AF101

American Facts 101

History and civics

James Monroe

James Monroe carried Revolutionary service into the presidency of 1817-1825, where the Monroe Doctrine and Era of Good Feelings defined the direction of the Early Republic.

Born April 28, 1758 / Died July 4, 1831

On April 28, 1758, in Westmoreland County, Colony of Virginia, James Monroe was born into the planter world of the Tidewater. He entered the College of William and Mary in 1774, but the Revolutionary War soon pulled him into the Continental Army, where he fought at Trenton and later studied law under Thomas Jefferson.
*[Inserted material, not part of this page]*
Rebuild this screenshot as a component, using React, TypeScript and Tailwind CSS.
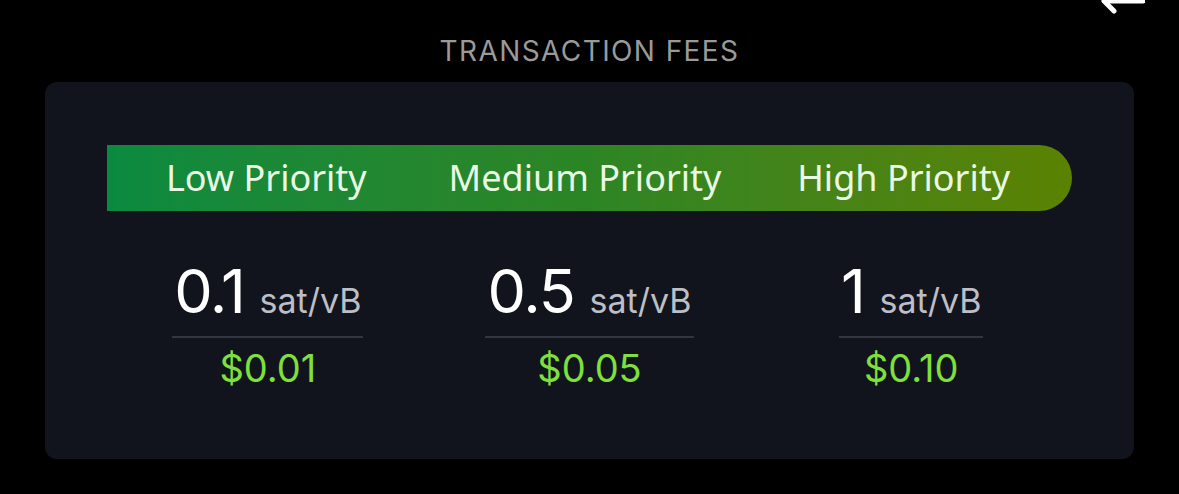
import React from "react";

const tiers = [
  { label: "Low Priority", rate: "0.1", usd: "$0.01" },
  { label: "Medium Priority", rate: "0.5", usd: "$0.05" },
  { label: "High Priority", rate: "1", usd: "$0.10" },
];

export default function App() {
  return (
    <div className="relative w-[1179px] h-[494px] bg-black overflow-hidden font-['Inter','Noto_Sans',sans-serif]">
      {/* back arrow, cut off by the top edge */}
      <svg className="absolute right-[34px] -top-[10px] w-[44px] h-[24px]" viewBox="0 0 44 24" fill="none">
        <path d="M42 11H6" stroke="white" strokeWidth="5" strokeLinecap="round" />
        <path d="M13 2L3 11L13 21" stroke="white" strokeWidth="5" strokeLinecap="round" strokeLinejoin="round" />
      </svg>

      <div className="pt-[35px] flex justify-center">
        <h2 className="text-[28px] leading-[32px] tracking-[0.05em] text-[#9a9a9a] font-normal">TRANSACTION FEES</h2>
      </div>

      <div className="mt-[15px] mx-[45px] h-[377px] rounded-[12px] bg-[#11141d] px-[62px] pt-[63px]">
        {/* priority bar */}
        <div className="h-[66px] rounded-r-full bg-gradient-to-r from-[#0a8a3f] via-[#2c8524] to-[#5a8200] grid grid-cols-3 items-center pr-[9px] font-['Noto_Sans',sans-serif] text-[36px] text-[#e9f9e6]">
          {tiers.map((t) => (
            <div key={t.label} className="text-center">{t.label}</div>
          ))}
        </div>

        {/* rates */}
        <div className="grid grid-cols-3 mt-[46px]">
          {tiers.map((t) => (
            <div key={t.label} className="flex flex-col items-center">
              <div className="flex items-baseline gap-[15px] px-[2px] pb-[10px] border-b-2 border-[#33363f]">
                <span className="text-[61px] leading-[68px] text-white tracking-[-0.02em]">{t.rate}</span>
                <span className="text-[34px] text-[#bdbec6]">sat/vB</span>
              </div>
              <div className="mt-[8px] text-[38px] leading-[44px] text-[#7fe03b]">{t.usd}</div>
            </div>
          ))}
        </div>
      </div>
    </div>
  );
}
Military service and Jeffersonian mentorship together launched his political career.

Monroe served in the Confederation Congress, as minister to France, as governor of Virginia, and as secretary of state and secretary of war before reaching the presidency in 1817. During two presidential terms he presided over the Era of Good Feelings, supported the Missouri Compromise in 1820, and announced the Monroe Doctrine in 1823. Those measures tied domestic expansion and western settlement to a new diplomatic posture toward European empires in the Americas.

The Monroe Doctrine became a lasting pillar of United States foreign policy and was repeatedly reinterpreted in later crises from the Roosevelt Corollary to Cold War diplomacy. Monroe's presidency also helped define the political transition from the Revolutionary generation to the competitive party system of the Antebellum republic.

Key Contributions

  • He was the last Founding Father to serve as president as well as the last president of the Virginia dynasty.
  • Monroe was a member of the Democratic-Republican Party, and his presidency coincided with the Era of Good Feelings, concluding the First Party System era of American politics.
  • He issued the Monroe Doctrine, a policy of limiting European colonialism in the Americas.

Related Events

Monroe Doctrine announced

On December 2, 1823, James Monroe told Congress that the United States would oppose new European colonization or intervention in the Western Hemisphere.